Nada Fadel a encore des cicatrices nettes sur son visage et son corps épuisé. Chacune de ses blessures raconte l’histoire d’années de violences causées par son père et ses frères avant qu’ils ne l’aient forcé à épouser un homme de quinze ans son aîné en échange d’une somme d’argent versée à son père.

« Mon mari avait l’habitude de traverser des crises de colère lorsqu’il n’était pas en mesure d’acheter de la drogue. Il me frappait violemment et lorsqu’il a essayé de frapper notre bébé, je me suis enfui chez mon père mais il m’a battu afin de me forcer à retourner chez mon mari. J’ai alors décidé de m’enfuir avec mon enfant dans une autre ville, » se souvient Nada. Elle vit maintenant dans un refuge pour femmes battues et ne peut obtenir aucun document officiel pour son enfant.

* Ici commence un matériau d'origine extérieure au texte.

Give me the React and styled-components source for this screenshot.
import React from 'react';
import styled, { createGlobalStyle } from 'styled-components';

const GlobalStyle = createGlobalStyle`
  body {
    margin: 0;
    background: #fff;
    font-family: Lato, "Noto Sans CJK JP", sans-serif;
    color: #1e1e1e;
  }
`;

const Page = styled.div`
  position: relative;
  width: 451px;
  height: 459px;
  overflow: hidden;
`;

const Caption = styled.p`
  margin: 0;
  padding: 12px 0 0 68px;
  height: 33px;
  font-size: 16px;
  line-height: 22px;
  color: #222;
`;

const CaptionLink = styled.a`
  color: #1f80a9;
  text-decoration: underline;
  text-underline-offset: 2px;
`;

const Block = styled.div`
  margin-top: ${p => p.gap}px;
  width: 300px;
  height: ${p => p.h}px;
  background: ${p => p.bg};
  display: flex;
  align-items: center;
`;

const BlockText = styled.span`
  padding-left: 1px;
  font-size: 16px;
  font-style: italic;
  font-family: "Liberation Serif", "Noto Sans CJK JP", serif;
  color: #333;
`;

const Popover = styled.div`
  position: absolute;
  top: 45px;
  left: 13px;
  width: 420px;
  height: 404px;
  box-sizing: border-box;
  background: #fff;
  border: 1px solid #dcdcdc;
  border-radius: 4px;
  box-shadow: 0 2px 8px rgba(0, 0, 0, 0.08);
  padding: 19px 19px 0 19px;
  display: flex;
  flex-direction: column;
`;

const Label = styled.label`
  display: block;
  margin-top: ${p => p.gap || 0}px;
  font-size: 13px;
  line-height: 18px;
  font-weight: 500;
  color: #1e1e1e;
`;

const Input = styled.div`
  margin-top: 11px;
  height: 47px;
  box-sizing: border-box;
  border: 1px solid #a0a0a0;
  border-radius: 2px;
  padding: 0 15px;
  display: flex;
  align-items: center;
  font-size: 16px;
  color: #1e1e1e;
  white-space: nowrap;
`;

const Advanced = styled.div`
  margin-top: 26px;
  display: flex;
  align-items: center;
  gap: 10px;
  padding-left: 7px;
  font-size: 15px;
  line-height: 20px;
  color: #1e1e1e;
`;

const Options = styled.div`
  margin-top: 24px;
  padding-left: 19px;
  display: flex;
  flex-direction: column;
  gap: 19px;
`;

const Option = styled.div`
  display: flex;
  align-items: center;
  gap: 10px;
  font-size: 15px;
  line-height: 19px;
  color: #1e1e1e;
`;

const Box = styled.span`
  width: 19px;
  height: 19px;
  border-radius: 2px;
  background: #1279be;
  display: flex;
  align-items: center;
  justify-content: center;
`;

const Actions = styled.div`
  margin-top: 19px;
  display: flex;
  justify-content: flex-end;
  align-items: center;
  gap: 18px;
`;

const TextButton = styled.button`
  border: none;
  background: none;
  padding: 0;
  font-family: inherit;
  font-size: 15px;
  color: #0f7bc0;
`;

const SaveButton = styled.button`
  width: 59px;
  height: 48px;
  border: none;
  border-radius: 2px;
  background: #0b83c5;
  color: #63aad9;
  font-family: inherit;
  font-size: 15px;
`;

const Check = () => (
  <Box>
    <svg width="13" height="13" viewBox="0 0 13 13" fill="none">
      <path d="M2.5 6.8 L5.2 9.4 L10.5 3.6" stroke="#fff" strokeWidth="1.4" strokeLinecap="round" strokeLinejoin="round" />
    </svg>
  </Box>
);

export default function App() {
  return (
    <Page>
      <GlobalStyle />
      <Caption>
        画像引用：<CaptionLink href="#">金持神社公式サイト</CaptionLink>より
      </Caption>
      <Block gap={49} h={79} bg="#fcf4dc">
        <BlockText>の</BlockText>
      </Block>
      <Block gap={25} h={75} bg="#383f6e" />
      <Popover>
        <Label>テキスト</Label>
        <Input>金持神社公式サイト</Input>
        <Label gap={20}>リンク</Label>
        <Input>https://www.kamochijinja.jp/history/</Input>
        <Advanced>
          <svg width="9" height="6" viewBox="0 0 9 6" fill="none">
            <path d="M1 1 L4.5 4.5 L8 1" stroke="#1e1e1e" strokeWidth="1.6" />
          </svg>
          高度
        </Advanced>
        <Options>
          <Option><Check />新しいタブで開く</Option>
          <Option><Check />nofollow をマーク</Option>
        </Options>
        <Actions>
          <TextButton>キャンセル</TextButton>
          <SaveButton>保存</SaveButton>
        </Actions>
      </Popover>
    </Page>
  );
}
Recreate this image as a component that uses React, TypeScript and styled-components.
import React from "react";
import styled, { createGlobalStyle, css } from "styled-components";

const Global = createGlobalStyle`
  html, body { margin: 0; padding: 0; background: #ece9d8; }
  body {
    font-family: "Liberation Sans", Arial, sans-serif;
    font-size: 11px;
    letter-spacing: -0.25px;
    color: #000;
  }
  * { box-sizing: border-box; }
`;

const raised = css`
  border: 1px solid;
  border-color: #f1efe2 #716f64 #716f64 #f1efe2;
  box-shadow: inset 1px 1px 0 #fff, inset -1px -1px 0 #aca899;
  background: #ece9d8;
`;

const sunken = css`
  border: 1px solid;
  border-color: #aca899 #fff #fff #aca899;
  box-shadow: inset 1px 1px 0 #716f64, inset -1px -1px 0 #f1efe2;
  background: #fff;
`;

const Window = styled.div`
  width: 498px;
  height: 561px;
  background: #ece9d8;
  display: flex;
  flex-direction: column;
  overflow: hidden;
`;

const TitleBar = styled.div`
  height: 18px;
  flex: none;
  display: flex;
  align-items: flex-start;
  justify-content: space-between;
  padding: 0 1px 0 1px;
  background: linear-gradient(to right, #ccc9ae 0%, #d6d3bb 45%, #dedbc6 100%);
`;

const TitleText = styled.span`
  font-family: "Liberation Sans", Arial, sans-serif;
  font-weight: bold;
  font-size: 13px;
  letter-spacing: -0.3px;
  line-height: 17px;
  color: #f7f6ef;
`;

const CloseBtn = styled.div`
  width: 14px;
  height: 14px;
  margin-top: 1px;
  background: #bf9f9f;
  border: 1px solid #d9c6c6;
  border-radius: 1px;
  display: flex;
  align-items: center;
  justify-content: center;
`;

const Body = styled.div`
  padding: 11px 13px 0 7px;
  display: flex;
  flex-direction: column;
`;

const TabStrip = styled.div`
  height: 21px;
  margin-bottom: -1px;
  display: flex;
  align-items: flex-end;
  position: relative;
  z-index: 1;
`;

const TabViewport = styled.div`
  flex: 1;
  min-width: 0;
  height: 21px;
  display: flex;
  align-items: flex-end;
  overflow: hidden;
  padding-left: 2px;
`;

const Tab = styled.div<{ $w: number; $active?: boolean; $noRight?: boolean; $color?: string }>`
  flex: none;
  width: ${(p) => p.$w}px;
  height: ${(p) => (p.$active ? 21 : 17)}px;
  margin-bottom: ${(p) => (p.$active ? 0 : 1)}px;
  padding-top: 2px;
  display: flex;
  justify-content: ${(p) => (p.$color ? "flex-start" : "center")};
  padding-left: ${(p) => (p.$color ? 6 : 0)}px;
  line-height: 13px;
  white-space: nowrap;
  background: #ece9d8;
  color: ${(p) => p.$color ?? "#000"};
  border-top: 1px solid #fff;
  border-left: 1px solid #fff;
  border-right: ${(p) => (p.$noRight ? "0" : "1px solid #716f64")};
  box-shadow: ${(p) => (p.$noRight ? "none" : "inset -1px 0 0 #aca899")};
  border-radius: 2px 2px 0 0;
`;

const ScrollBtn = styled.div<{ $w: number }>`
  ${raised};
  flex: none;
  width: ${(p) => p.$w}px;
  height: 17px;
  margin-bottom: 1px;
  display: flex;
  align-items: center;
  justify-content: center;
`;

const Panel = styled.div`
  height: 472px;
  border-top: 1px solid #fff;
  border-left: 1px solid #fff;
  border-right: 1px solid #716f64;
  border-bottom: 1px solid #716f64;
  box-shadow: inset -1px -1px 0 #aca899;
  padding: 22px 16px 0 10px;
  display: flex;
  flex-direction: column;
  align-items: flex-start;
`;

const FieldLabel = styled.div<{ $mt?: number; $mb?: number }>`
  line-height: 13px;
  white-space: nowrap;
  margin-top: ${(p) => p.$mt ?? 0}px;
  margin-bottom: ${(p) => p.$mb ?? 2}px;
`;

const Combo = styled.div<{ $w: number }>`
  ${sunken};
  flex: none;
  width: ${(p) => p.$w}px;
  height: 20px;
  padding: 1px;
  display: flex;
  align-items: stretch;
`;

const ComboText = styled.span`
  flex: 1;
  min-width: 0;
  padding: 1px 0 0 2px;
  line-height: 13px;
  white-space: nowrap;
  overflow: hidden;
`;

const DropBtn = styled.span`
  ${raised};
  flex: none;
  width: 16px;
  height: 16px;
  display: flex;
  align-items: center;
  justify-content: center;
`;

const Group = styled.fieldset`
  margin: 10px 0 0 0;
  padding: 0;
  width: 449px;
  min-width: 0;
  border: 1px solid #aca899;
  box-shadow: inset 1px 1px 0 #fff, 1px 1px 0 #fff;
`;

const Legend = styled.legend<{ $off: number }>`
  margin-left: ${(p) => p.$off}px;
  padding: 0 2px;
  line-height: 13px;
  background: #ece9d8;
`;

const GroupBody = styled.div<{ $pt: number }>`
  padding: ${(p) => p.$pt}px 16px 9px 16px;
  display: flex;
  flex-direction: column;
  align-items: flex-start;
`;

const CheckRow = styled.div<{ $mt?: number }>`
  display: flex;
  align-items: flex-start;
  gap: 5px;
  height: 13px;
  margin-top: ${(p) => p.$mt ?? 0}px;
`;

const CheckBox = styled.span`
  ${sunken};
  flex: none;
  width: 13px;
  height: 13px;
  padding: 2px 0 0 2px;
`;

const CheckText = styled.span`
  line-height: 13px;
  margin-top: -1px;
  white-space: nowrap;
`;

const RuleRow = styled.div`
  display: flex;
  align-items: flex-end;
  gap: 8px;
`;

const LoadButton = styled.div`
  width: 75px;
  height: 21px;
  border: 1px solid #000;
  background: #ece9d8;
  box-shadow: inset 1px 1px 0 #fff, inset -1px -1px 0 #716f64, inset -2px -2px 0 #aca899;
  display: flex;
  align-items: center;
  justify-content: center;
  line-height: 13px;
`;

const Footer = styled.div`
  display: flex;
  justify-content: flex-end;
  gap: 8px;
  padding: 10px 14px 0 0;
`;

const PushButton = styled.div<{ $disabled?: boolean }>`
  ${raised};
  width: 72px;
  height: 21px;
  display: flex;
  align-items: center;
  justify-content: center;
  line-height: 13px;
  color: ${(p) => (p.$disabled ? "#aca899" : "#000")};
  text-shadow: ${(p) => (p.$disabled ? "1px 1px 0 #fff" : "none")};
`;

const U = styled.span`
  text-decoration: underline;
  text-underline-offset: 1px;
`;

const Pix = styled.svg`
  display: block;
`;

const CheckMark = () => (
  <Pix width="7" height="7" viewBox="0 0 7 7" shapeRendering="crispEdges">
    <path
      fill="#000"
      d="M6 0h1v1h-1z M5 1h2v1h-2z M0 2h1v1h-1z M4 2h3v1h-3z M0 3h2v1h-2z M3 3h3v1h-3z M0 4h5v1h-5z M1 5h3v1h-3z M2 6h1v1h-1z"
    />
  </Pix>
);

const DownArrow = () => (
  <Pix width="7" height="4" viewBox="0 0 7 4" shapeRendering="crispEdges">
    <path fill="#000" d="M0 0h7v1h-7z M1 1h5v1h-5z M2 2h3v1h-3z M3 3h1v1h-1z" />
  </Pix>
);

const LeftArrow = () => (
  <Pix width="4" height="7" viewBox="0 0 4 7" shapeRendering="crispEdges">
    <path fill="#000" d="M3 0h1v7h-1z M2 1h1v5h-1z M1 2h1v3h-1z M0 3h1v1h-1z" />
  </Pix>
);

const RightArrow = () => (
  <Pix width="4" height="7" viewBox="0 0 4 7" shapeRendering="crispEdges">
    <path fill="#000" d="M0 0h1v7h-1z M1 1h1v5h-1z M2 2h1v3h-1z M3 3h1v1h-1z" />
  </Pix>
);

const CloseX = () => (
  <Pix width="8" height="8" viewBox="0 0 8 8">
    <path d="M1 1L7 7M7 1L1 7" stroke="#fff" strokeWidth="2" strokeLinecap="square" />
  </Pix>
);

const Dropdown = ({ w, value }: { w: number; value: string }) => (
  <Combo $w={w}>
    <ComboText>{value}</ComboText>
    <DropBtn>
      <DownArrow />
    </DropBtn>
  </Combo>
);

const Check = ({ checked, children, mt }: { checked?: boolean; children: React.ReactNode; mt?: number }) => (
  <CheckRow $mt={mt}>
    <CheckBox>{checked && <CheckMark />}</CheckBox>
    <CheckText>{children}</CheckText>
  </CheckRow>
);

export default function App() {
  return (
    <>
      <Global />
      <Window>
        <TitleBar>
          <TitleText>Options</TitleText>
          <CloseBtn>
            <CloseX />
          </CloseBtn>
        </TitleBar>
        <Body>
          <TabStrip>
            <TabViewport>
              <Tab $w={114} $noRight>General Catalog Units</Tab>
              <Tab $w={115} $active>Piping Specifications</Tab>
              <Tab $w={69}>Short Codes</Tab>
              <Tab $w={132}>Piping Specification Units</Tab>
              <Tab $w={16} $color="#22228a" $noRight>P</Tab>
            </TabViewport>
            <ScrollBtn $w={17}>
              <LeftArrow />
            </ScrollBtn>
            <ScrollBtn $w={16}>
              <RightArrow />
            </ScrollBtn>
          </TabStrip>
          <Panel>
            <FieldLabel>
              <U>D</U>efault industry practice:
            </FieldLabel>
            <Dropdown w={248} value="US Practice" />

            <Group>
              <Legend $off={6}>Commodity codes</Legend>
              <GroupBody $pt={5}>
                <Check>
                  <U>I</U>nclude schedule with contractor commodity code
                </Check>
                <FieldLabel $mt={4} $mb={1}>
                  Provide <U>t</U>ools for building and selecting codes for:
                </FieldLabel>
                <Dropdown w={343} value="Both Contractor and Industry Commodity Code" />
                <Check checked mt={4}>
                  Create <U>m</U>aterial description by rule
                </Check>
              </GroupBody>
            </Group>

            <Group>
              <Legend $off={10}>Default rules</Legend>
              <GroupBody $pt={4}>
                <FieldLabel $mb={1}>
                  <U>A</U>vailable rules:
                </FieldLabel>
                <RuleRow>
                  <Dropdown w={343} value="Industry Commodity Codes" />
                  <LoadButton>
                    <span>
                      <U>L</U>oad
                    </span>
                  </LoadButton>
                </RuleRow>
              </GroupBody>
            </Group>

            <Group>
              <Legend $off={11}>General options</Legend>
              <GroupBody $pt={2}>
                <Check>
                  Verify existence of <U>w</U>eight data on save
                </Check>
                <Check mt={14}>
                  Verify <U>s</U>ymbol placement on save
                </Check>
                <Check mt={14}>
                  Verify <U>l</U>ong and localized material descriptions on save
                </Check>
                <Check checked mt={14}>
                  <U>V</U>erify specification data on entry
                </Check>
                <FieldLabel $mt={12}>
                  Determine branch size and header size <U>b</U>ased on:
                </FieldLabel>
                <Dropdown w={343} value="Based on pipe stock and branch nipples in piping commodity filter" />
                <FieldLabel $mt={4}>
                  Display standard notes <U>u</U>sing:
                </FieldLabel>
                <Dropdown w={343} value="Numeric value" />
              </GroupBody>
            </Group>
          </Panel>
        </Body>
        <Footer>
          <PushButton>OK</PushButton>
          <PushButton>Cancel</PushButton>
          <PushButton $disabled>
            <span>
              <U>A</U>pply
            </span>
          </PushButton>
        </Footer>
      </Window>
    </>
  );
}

Avec le début des manifestations le 1er octobre 2019, les femmes se sont jointes aux hommes pour manifester pour la première fois depuis de nombreuses années. Elles sont sorties unies dans des mouvements féministes du centre et du sud du pays pour promouvoir leur agenda.

Le mouvement de la “révolution d’Octobre” est ainsi parvenu à forcer un gouvernement à démissionner, mais il a été brutalement réprimé par les forces de sécurité et par certaines milices irakiennes. Pourtant, ce mouvement pourrait ouvrir la voie vers plus de justice pour les femmes après des décennies, voire siècles d’oppression dictée par les règles patriarcales et l’absence de lois de protection qui ont fait des femmes une marchandise dans la société.

Lors des manifestations de 2019 et 2020, des femmes irakiennes sont descendues dans les rues du centre de Bagdad et du sud de l’Irak au mépris des appels du chef politique et religieux Muqtada al-Sadr. Celui-ci appelait à la ségrégation entre les sexes sur les sites de manifestations antigouvernementales. De nombreuses femmes ont été menacées, tuées ou contraintes à l’exil à cause de cela, ce qui montre à quel point la route vers l’égalité des sexes et la protection des femmes et encore longue et sera douloureuse en Irak.

Alors que la mémoire des femmes assassinées n’a pas été redressée avec justice, d’autres sont confrontées au même destin. L’absence de législation pour prévenir la violence domestique en Irak  transforme les femmes en cibles et en victimes perpétuelles. Cette situation a réussi entretient l’aliénation des femmes au sein de leurs propres familles où elles doivent se méfier des hommes qui représentent une menace permanente.